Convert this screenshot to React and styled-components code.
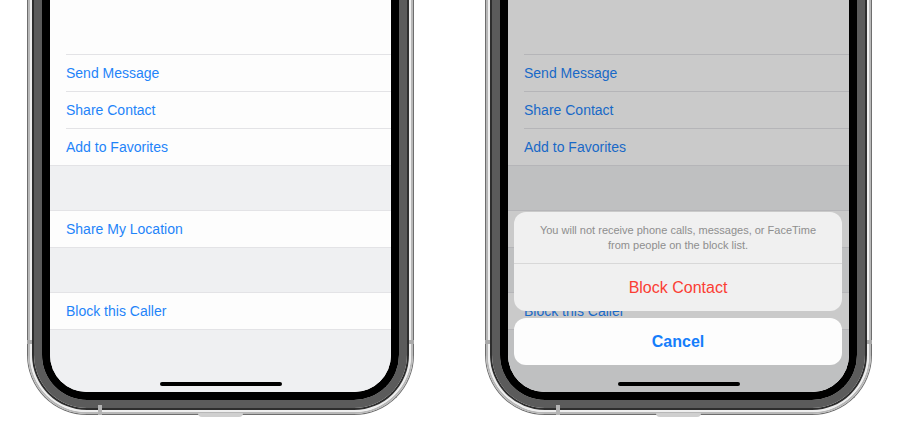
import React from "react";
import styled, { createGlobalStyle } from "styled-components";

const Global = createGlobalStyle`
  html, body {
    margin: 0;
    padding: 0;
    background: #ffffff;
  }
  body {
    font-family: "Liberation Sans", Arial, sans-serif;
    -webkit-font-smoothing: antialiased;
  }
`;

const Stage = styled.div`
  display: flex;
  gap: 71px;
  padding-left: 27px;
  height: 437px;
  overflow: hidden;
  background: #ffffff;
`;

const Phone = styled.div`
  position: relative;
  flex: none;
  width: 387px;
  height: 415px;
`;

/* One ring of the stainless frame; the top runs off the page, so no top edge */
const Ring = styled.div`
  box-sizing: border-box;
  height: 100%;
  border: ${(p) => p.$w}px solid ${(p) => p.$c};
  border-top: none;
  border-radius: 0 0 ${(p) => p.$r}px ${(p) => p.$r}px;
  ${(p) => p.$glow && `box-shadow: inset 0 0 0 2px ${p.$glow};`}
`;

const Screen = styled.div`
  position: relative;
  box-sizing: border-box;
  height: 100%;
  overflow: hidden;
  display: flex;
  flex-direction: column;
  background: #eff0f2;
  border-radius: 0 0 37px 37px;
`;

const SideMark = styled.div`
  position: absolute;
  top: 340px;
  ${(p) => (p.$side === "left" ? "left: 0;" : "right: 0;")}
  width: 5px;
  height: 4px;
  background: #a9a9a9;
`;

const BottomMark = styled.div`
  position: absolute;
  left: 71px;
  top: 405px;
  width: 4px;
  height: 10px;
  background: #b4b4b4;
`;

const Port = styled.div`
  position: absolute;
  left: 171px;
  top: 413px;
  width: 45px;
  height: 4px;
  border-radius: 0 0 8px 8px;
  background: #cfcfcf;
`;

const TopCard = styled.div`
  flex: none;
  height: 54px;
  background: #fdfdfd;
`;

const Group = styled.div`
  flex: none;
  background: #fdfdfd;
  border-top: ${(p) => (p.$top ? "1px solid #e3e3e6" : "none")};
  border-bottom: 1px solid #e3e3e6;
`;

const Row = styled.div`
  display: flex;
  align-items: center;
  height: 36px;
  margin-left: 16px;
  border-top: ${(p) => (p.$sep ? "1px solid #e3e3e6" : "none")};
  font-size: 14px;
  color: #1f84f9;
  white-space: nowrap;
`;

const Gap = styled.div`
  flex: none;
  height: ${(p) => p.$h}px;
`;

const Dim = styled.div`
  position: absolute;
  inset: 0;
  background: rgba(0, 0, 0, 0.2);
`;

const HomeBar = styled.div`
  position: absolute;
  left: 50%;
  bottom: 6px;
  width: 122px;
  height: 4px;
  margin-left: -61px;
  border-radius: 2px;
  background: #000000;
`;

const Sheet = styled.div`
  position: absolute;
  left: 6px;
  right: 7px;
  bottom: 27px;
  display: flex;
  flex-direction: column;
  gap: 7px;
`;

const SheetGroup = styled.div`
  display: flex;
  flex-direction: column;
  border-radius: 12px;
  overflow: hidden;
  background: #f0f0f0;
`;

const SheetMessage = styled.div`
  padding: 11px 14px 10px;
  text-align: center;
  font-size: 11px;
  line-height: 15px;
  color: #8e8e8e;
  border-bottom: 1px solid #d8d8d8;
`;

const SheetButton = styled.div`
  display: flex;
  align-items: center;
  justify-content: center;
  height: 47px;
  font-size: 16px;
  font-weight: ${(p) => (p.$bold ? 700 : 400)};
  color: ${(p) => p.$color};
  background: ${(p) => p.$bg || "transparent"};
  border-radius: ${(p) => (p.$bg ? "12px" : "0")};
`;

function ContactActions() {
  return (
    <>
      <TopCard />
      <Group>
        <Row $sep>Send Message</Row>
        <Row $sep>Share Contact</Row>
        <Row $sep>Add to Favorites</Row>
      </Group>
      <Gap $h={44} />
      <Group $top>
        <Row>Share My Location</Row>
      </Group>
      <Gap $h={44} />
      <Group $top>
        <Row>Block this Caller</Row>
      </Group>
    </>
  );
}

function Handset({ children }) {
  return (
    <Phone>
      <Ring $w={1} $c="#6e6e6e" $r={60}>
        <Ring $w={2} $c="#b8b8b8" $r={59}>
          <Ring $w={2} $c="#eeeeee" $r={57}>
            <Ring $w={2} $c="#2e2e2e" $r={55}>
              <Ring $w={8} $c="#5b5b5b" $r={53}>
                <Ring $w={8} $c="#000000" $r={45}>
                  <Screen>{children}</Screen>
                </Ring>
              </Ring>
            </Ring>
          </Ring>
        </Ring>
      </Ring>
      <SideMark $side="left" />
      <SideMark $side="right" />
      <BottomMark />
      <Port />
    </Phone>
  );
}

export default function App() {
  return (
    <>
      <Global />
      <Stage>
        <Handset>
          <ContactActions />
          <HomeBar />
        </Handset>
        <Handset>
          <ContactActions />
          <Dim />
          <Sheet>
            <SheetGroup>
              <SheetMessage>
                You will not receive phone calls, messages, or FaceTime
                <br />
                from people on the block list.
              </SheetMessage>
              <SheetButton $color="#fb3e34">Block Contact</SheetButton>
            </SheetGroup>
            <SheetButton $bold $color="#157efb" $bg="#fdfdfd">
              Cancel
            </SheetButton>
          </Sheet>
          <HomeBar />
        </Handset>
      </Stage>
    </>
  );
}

+---+

| What you will do |
Transcribe the whole listing, character for character, but not its images.

| The answer |
Convert this screenshot to React and styled-components code.
import React from "react";
import styled, { createGlobalStyle } from "styled-components";

const Global = createGlobalStyle`
  html, body {
    margin: 0;
    padding: 0;
    background: #ffffff;
  }
  body {
    font-family: "Liberation Sans", Arial, sans-serif;
    -webkit-font-smoothing: antialiased;
  }
`;

const Stage = styled.div`
  display: flex;
  gap: 71px;
  padding-left: 27px;
  height: 437px;
  overflow: hidden;
  background: #ffffff;
`;

const Phone = styled.div`
  position: relative;
  flex: none;
  width: 387px;
  height: 415px;
`;

/* One ring of the stainless frame; the top runs off the page, so no top edge */
const Ring = styled.div`
  box-sizing: border-box;
  height: 100%;
  border: ${(p) => p.$w}px solid ${(p) => p.$c};
  border-top: none;
  border-radius: 0 0 ${(p) => p.$r}px ${(p) => p.$r}px;
  ${(p) => p.$glow && `box-shadow: inset 0 0 0 2px ${p.$glow};`}
`;

const Screen = styled.div`
  position: relative;
  box-sizing: border-box;
  height: 100%;
  overflow: hidden;
  display: flex;
  flex-direction: column;
  background: #eff0f2;
  border-radius: 0 0 37px 37px;
`;

const SideMark = styled.div`
  position: absolute;
  top: 340px;
  ${(p) => (p.$side === "left" ? "left: 0;" : "right: 0;")}
  width: 5px;
  height: 4px;
  background: #a9a9a9;
`;

const BottomMark = styled.div`
  position: absolute;
  left: 71px;
  top: 405px;
  width: 4px;
  height: 10px;
  background: #b4b4b4;
`;

const Port = styled.div`
  position: absolute;
  left: 171px;
  top: 413px;
  width: 45px;
  height: 4px;
  border-radius: 0 0 8px 8px;
  background: #cfcfcf;
`;

const TopCard = styled.div`
  flex: none;
  height: 54px;
  background: #fdfdfd;
`;

const Group = styled.div`
  flex: none;
  background: #fdfdfd;
  border-top: ${(p) => (p.$top ? "1px solid #e3e3e6" : "none")};
  border-bottom: 1px solid #e3e3e6;
`;

const Row = styled.div`
  display: flex;
  align-items: center;
  height: 36px;
  margin-left: 16px;
  border-top: ${(p) => (p.$sep ? "1px solid #e3e3e6" : "none")};
  font-size: 14px;
  color: #1f84f9;
  white-space: nowrap;
`;

const Gap = styled.div`
  flex: none;
  height: ${(p) => p.$h}px;
`;

const Dim = styled.div`
  position: absolute;
  inset: 0;
  background: rgba(0, 0, 0, 0.2);
`;

const HomeBar = styled.div`
  position: absolute;
  left: 50%;
  bottom: 6px;
  width: 122px;
  height: 4px;
  margin-left: -61px;
  border-radius: 2px;
  background: #000000;
`;

const Sheet = styled.div`
  position: absolute;
  left: 6px;
  right: 7px;
  bottom: 27px;
  display: flex;
  flex-direction: column;
  gap: 7px;
`;

const SheetGroup = styled.div`
  display: flex;
  flex-direction: column;
  border-radius: 12px;
  overflow: hidden;
  background: #f0f0f0;
`;

const SheetMessage = styled.div`
  padding: 11px 14px 10px;
  text-align: center;
  font-size: 11px;
  line-height: 15px;
  color: #8e8e8e;
  border-bottom: 1px solid #d8d8d8;
`;

const SheetButton = styled.div`
  display: flex;
  align-items: center;
  justify-content: center;
  height: 47px;
  font-size: 16px;
  font-weight: ${(p) => (p.$bold ? 700 : 400)};
  color: ${(p) => p.$color};
  background: ${(p) => p.$bg || "transparent"};
  border-radius: ${(p) => (p.$bg ? "12px" : "0")};
`;

function ContactActions() {
  return (
    <>
      <TopCard />
      <Group>
        <Row $sep>Send Message</Row>
        <Row $sep>Share Contact</Row>
        <Row $sep>Add to Favorites</Row>
      </Group>
      <Gap $h={44} />
      <Group $top>
        <Row>Share My Location</Row>
      </Group>
      <Gap $h={44} />
      <Group $top>
        <Row>Block this Caller</Row>
      </Group>
    </>
  );
}

function Handset({ children }) {
  return (
    <Phone>
      <Ring $w={1} $c="#6e6e6e" $r={60}>
        <Ring $w={2} $c="#b8b8b8" $r={59}>
          <Ring $w={2} $c="#eeeeee" $r={57}>
            <Ring $w={2} $c="#2e2e2e" $r={55}>
              <Ring $w={8} $c="#5b5b5b" $r={53}>
                <Ring $w={8} $c="#000000" $r={45}>
                  <Screen>{children}</Screen>
                </Ring>
              </Ring>
            </Ring>
          </Ring>
        </Ring>
      </Ring>
      <SideMark $side="left" />
      <SideMark $side="right" />
      <BottomMark />
      <Port />
    </Phone>
  );
}

export default function App() {
  return (
    <>
      <Global />
      <Stage>
        <Handset>
          <ContactActions />
          <HomeBar />
        </Handset>
        <Handset>
          <ContactActions />
          <Dim />
          <Sheet>
            <SheetGroup>
              <SheetMessage>
                You will not receive phone calls, messages, or FaceTime
                <br />
                from people on the block list.
              </SheetMessage>
              <SheetButton $color="#fb3e34">Block Contact</SheetButton>
            </SheetGroup>
            <SheetButton $bold $color="#157efb" $bg="#fdfdfd">
              Cancel
            </SheetButton>
          </Sheet>
          <HomeBar />
        </Handset>
      </Stage>
    </>
  );
}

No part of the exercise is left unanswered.